Notwendige Nachweise:

  • Amtsärztliches Gutachten oder
  • Ärztliche Bescheinigung des Medizinischen Dienstes (MDK)
  • Rechnungen und Zahlungsnachweise

6. Aufteilung der Pauschbeträge zwischen Eltern

Bei zusammen lebenden Eltern kann der Behinderten-Pauschbetrag auf beide Elternteile aufgeteilt werden – entweder hälftig oder in einem anderen Verhältnis, wenn beide zustimmen.

Ohne Antrag:

  • Automatisch hälftige Aufteilung

Mit gemeinsamem Antrag:

  • Frei wählbare Verteilung entsprechend der tatsächlichen Belastung

7. Berücksichtigung kindeseigener Mittel

Bei volljährigen Kindern mit Behinderung prüfen die Finanzämter, ob das Kind eigene Mittel zur Deckung des Lebensunterhalts einsetzen kann. Dazu gehören:

  • Renten (z. B. Erwerbsminderungsrente)
  • Pflegegeld
  • Sozialleistungen
  • Kapitalerträge

Nicht einzurechnen:

  • Vermögensübertragungen durch die Eltern
  • Schonvermögen nach SGB XII (z. B. selbst genutztes Wohnvermögen, kleinere Sparbeträge)
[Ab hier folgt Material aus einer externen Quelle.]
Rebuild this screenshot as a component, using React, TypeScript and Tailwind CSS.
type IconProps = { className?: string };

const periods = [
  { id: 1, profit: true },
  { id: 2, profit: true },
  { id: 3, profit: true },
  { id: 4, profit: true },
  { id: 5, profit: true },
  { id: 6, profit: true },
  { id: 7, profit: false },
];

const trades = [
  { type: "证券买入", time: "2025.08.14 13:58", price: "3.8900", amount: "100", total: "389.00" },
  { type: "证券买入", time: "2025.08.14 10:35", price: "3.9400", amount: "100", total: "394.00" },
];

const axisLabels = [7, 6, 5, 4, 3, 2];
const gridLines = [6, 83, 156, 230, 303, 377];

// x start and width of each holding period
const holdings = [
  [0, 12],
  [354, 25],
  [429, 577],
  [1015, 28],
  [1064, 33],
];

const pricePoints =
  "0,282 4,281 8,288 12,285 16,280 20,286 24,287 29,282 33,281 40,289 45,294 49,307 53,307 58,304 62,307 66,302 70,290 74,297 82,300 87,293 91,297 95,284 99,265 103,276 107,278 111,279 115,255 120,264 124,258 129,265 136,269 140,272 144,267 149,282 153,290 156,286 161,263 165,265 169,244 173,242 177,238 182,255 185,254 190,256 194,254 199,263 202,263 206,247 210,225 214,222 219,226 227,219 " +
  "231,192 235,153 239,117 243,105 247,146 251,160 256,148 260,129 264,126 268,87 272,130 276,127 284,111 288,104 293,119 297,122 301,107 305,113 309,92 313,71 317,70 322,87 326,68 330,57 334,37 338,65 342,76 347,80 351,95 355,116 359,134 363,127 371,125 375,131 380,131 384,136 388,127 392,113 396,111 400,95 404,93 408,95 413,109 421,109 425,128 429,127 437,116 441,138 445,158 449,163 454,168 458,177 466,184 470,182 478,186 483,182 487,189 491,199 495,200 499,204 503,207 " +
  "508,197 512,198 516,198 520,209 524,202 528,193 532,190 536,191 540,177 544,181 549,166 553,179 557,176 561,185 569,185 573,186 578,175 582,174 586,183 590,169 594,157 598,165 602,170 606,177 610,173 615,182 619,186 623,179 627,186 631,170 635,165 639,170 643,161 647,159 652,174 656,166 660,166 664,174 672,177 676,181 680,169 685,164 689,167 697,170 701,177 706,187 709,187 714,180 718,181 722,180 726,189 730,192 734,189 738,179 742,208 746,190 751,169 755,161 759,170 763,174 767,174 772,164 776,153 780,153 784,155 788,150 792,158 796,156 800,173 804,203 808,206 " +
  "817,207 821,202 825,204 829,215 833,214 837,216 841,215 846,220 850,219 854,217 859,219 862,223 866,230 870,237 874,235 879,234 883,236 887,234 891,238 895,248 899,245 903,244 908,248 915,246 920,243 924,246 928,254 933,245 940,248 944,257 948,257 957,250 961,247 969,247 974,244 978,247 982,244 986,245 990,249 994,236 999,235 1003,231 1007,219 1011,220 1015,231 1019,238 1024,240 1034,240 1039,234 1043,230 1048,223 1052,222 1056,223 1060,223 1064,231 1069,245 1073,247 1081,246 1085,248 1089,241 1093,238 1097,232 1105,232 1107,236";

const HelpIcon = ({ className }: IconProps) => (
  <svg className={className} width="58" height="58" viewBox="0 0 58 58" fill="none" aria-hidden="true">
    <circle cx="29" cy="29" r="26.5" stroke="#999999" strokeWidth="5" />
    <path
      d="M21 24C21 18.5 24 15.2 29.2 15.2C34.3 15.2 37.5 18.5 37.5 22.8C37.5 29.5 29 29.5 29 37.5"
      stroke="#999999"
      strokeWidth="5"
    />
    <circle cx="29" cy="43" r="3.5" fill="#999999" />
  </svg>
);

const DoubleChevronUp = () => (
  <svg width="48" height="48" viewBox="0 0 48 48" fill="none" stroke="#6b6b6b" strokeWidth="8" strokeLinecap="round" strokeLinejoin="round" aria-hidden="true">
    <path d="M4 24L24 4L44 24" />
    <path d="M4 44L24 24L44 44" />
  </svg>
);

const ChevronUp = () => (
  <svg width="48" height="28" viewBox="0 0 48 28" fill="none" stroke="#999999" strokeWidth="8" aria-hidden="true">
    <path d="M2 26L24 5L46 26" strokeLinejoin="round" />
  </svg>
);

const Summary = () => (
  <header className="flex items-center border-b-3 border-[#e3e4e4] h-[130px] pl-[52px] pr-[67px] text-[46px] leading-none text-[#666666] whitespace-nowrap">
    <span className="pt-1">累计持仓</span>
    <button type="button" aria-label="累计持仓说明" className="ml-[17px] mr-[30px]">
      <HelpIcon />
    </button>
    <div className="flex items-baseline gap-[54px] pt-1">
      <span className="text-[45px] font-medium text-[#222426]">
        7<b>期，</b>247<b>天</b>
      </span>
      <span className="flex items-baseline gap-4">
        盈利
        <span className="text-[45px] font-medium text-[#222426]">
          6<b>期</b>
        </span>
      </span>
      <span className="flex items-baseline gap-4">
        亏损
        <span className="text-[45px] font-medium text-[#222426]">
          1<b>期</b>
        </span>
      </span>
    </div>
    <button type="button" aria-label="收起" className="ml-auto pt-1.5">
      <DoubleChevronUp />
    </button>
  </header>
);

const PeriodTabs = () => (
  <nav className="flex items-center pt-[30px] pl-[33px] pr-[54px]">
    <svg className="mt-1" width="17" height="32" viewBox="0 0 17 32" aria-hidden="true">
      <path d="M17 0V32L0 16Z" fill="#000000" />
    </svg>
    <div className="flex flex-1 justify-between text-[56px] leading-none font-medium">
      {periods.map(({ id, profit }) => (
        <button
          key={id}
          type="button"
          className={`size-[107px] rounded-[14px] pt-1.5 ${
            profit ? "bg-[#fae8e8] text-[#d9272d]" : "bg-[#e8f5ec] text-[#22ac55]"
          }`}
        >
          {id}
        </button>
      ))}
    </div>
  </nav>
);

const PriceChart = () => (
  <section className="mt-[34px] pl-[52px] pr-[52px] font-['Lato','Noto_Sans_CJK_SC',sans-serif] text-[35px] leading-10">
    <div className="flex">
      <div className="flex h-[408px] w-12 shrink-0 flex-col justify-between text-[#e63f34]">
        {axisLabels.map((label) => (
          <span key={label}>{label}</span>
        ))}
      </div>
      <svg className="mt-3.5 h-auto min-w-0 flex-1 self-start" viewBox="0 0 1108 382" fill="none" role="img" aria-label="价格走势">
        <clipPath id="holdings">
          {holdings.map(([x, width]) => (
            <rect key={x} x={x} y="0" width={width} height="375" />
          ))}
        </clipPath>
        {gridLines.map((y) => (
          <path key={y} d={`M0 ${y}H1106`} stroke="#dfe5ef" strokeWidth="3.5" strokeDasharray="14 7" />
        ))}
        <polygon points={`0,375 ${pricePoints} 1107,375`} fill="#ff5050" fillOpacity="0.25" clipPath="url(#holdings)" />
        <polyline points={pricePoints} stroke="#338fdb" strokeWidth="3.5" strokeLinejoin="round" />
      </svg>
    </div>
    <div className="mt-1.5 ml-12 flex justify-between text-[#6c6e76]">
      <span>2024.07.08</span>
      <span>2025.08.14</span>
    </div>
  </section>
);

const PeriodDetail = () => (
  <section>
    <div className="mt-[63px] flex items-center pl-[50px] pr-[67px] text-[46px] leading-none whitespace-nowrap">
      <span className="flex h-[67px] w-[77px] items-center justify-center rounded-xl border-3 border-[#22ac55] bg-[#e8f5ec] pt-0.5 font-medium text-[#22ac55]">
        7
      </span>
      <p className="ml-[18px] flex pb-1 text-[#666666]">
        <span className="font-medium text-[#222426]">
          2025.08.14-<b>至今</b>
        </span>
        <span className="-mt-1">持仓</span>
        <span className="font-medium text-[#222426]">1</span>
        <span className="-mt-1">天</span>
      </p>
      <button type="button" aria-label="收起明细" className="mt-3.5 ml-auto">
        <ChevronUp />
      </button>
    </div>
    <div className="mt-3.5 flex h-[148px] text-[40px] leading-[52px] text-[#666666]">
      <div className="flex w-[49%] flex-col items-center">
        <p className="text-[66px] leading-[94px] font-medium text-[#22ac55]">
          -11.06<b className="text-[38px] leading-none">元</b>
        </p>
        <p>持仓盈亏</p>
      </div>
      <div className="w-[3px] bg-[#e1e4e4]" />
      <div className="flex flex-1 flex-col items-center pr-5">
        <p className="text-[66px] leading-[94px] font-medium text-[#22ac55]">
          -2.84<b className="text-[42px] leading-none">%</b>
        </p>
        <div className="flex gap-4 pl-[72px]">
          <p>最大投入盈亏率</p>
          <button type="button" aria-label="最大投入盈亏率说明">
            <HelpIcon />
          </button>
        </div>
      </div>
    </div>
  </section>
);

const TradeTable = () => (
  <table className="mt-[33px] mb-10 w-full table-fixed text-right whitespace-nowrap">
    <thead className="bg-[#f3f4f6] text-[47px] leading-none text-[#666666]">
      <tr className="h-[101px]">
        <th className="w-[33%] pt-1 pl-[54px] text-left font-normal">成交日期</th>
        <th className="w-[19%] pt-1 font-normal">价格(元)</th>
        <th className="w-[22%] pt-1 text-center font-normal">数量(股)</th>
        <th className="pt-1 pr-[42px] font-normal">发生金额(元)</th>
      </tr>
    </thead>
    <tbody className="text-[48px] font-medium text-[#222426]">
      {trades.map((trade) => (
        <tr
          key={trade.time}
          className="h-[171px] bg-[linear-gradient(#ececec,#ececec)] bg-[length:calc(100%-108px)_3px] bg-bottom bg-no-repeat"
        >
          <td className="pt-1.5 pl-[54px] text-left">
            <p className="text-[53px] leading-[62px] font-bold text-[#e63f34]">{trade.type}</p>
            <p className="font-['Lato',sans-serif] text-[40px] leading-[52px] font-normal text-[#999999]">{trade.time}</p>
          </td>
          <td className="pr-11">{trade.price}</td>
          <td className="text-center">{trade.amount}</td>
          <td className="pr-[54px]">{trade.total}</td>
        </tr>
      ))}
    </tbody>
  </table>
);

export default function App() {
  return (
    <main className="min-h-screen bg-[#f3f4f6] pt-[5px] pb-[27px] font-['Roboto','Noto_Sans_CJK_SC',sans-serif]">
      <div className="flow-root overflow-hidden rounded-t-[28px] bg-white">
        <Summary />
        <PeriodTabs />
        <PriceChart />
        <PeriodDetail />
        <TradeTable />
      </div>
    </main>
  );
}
8. Weitere relevante Steuervergünstigungen und Hinweise

Fahrtkosten

Fahrten zu Arztbesuchen, Therapien, Schulwegen oder Pflegeeinrichtungen können unter bestimmten Voraussetzungen ebenfalls angesetzt werden – als:

  • außergewöhnliche Belastung (tatsächliche Kosten)
  • oder über den Behinderten-Fahrkosten-Pauschbetrag

Haushaltsnahe Dienstleistungen

Kosten für Unterstützung im Haushalt (z. B. Haushaltshilfe, Pflegeunterstützung, haushaltsnahe Handwerkerleistungen) können bis zu 20 % steuerlich abgesetzt werden (max. 4.000 € jährlich).

Steuerfreie Leistungen

  • Pflegegeld bleibt in der Regel steuerfrei.
  • Kindergeld und Sozialleistungen zählen nicht zum steuerpflichtigen Einkommen.
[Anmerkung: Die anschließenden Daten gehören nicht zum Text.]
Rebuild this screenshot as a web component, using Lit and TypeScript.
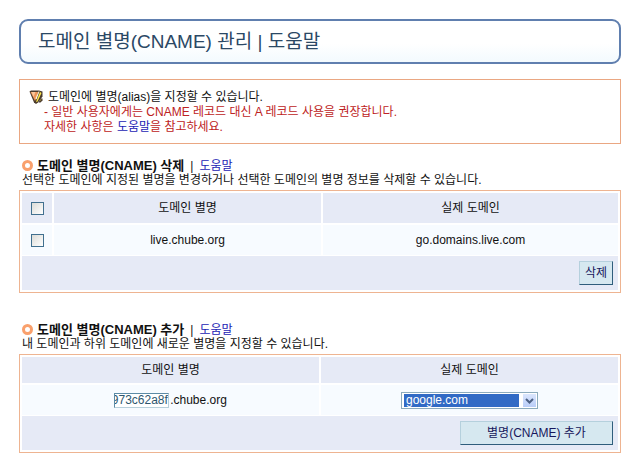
import { LitElement, html, css } from "lit";
import { customElement, property } from "lit/decorators.js";

const shared = css`
  * {
    box-sizing: border-box;
  }
  a {
    color: #1c1cb4;
    text-decoration: none;
  }
`;

@customElement("section-heading")
export class SectionHeading extends LitElement {
  @property() heading = "";
  @property() description = "";

  static styles = [
    shared,
    css`
      :host {
        display: block;
        padding-left: 3px;
        line-height: 14px;
      }
      .line {
        display: flex;
        align-items: center;
        gap: 6px;
        height: 13px;
      }
      .ring {
        flex: none;
        width: 11px;
        height: 11px;
        border: 3px solid #f9a06c;
        border-radius: 50%;
      }
      h2 {
        margin: 0 0 0 -2px;
        font-size: 13px;
        font-weight: 700;
      }
      p {
        margin: 0;
        padding-top: 1px;
      }
    `,
  ];

  render() {
    return html`
      <div class="line">
        <span class="ring"></span>
        <h2>${this.heading}</h2>
        <span>|</span>
        <a href="#help">도움말</a>
      </div>
      <p>${this.description}</p>
    `;
  }
}

@customElement("app-root")
export class AppRoot extends LitElement {
  static styles = [
    shared,
    css`
      :host {
        display: block;
        padding: 19px;
        background: #fff;
        color: #111;
        font: 12px/15px "Liberation Sans", "Noto Sans CJK KR", sans-serif;
      }
      .title {
        display: flex;
        align-items: center;
        height: 45px;
        margin: 0 0 15px;
        padding: 0 17px;
        border: 2px solid #607faf;
        border-radius: 9px;
        background: linear-gradient(#fff 55%, #f3fafe);
        color: #2b4865;
        font-size: 19px;
        font-weight: 400;
        line-height: 24px;
      }
      .notice {
        display: flex;
        height: 65px;
        margin-bottom: 15px;
        padding: 10px 9px;
        border: 1px solid #eaa782;
      }
      .notice p {
        margin: 0;
      }
      .pencil {
        flex: none;
        width: 15px;
        height: 15px;
      }
      .lead {
        padding-left: 4px;
      }
      .warn {
        color: #bd2222;
      }
      table {
        width: 100%;
        margin-top: 3px;
        padding: 1px;
        border: 1px solid #eeb491;
        border-collapse: separate;
        border-spacing: 0;
        table-layout: fixed;
      }
      form + form {
        margin-top: 30px;
      }
      th,
      td {
        height: 32px;
        padding: 0;
        border: 1px solid #fff;
        font-weight: 400;
        text-align: center;
      }
      th {
        padding-top: 1px;
        background: #e6eaf6;
      }
      td {
        background: #f7fbff;
      }
      .compact th {
        height: 28px;
      }
      .pick {
        width: 32px;
      }
      .name {
        width: 45%;
      }
      .actions {
        height: 35px;
        padding-right: 5px;
        border-top: 0;
        background: #e6eaf6;
        text-align: right;
      }
      input[type="checkbox"] {
        appearance: none;
        display: block;
        width: 13px;
        height: 13px;
        margin: 0 auto;
        border: 1px solid #41708f;
        background: linear-gradient(135deg, #dcdcd7, #fff);
      }
      input[type="checkbox"]:checked {
        background: #41708f;
      }
      button {
        height: 24px;
        padding: 0 5px;
        border: 1px solid;
        border-color: #b5d0dd #2f5d7c #2f5d7c #b5d0dd;
        background: #d6e8f0;
        color: #17175c;
        font: inherit;
        vertical-align: middle;
      }
      .wide {
        width: 153px;
      }
      .alias {
        display: inline-flex;
        align-items: center;
        gap: 1px;
      }
      .alias input {
        width: 55px;
        height: 15px;
        padding: 0;
        border: 1px solid;
        border-color: #5c8ba5 #b7cfda #b7cfda #5c8ba5;
        outline: 0;
        background: #fff;
        color: #2e566e;
        font: inherit;
      }
      .dropdown {
        display: inline-block;
        position: relative;
        width: 137px;
        height: 17px;
        background: #fff;
        vertical-align: middle;
      }
      select {
        appearance: none;
        display: block;
        width: 100%;
        height: 17px;
        padding: 1px 18px 1px 2px;
        border: 1px solid #8cabbd;
        border-radius: 0;
        outline: 0;
        background: #316ac5 content-box;
        color: #fff;
        font: 12px/13px "Liberation Sans", "Noto Sans CJK KR", sans-serif;
        text-indent: 2px;
      }
      .arrow {
        position: absolute;
        top: 2px;
        right: 2px;
        width: 13px;
        height: 13px;
        background: linear-gradient(#dbe6fd, #b9cdf8);
        pointer-events: none;
      }
    `,
  ];

  firstUpdated() {
    const name = this.renderRoot.querySelector<HTMLInputElement>("#alias-name");
    if (name) name.scrollLeft = name.scrollWidth;
  }

  render() {
    return html`
      <h1 class="title">도메인 별명(CNAME) 관리 | 도움말</h1>

      <div class="notice">
        <svg class="pencil" viewBox="0 0 15 15" aria-hidden="true">
          <path d="M.5 1.500 2 .5h8l3.500 1v5L9 12.500l-2 1.500-2-1.500z" fill="#4a3b2c" />
          <path d="M1.500 2h7.500l-1 5-2 4z" fill="#ee9458" />
          <path d="M2.500 2h4l-2 5z" fill="#f9c79c" />
          <path d="M9.500 1.500h1l-3 8-1-1z" fill="#fffbe0" />
          <path d="M11 2l1.500 1-4 8.500L7 12z" fill="#ffe84a" />
          <path d="M11.500 8.500h2v2l-2 2h-2z" fill="#4a3b2c" />
          <path d="M11.500 9.500h1l-1 1.500z" fill="#f7dc59" />
        </svg>
        <div>
          <p class="lead">도메인에 별명(alias)을 지정할 수 있습니다.</p>
          <p class="warn">- 일반 사용자에게는 CNAME 레코드 대신 A 레코드 사용을 권장합니다.</p>
          <p class="warn">자세한 사항은 <a href="#help">도움말</a>을 참고하세요.</p>
        </div>
      </div>

      <form @submit=${(e: Event) => e.preventDefault()}>
        <section-heading
          heading="도메인 별명(CNAME) 삭제"
          description="선택한 도메인에 지정된 별명을 변경하거나 선택한 도메인의 별명 정보를 삭제할 수 있습니다."
        ></section-heading>
        <table>
          <thead>
            <tr>
              <th class="pick"><input type="checkbox" aria-label="전체 선택" /></th>
              <th class="name">도메인 별명</th>
              <th>실제 도메인</th>
            </tr>
          </thead>
          <tbody>
            <tr>
              <td><input type="checkbox" aria-label="live.chube.org" /></td>
              <td>live.chube.org</td>
              <td>go.domains.live.com</td>
            </tr>
            <tr>
              <td class="actions" colspan="3"><button>삭제</button></td>
            </tr>
          </tbody>
        </table>
      </form>

      <form @submit=${(e: Event) => e.preventDefault()}>
        <section-heading
          heading="도메인 별명(CNAME) 추가"
          description="내 도메인과 하위 도메인에 새로운 별명을 지정할 수 있습니다."
        ></section-heading>
        <table class="compact">
          <thead>
            <tr>
              <th>도메인 별명</th>
              <th>실제 도메인</th>
            </tr>
          </thead>
          <tbody>
            <tr>
              <td>
                <label class="alias">
                  <input id="alias-name" type="text" value="5973c62a8f" aria-label="도메인 별명" />.chube.org
                </label>
              </td>
              <td>
                <span class="dropdown">
                  <select aria-label="실제 도메인">
                    <option>google.com</option>
                  </select>
                  <svg class="arrow" viewBox="0 0 13 13" aria-hidden="true">
                    <path d="m3 5 3.500 3.500L10 5" fill="none" stroke="#4d6185" stroke-width="2" />
                  </svg>
                </span>
              </td>
            </tr>
            <tr>
              <td class="actions" colspan="2"><button class="wide">별명(CNAME) 추가</button></td>
            </tr>
          </tbody>
        </table>
      </form>
    `;
  }
}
9. Fristen und Hinweise zur Abgabe der Steuererklärung

Abgabefristen für die Steuererklärung 2023:

  • Ohne Steuerberater:
    2. September 2024
    (da der reguläre Termin, der 31. August 2024, auf einen Samstag fällt, verschiebt sich die Frist auf den nächsten Werktag)
  • Mit Steuerberater oder Lohnsteuerhilfeverein:
    2. Juni 2025
    (wegen des Feiertags am 31. Mai 2025 und des Wochenendes gilt der nächstfolgende Werktag)

Tipp: Auch wenn Sie die längere Frist haben, lohnt es sich, die Erklärung möglichst frühzeitig abzugeben – insbesondere wenn eine Erstattung zu erwarten ist oder Pflege-/Betreuungskosten aktuell hoch sind.


Fazit

Für Eltern von Kindern mit Behinderung hält das Steuerrecht eine Vielzahl von Entlastungsmöglichkeiten bereit. Die Kombination aus Pauschbeträgen, Freibeträgen und außergewöhnlichen Belastungen kann die finanzielle Last spürbar senken. Wichtig ist eine sorgfältige Dokumentation und ggf. die Unterstützung durch eine steuerlich versierte Fachperson.

Wenn Sie unsicher sind, welche Regelungen auf Ihre Familie zutreffen, sprechen Sie mit einem Steuerberater oder einem Sozialverband – viele bieten auch kostenlose oder kostengünstige Beratungen an.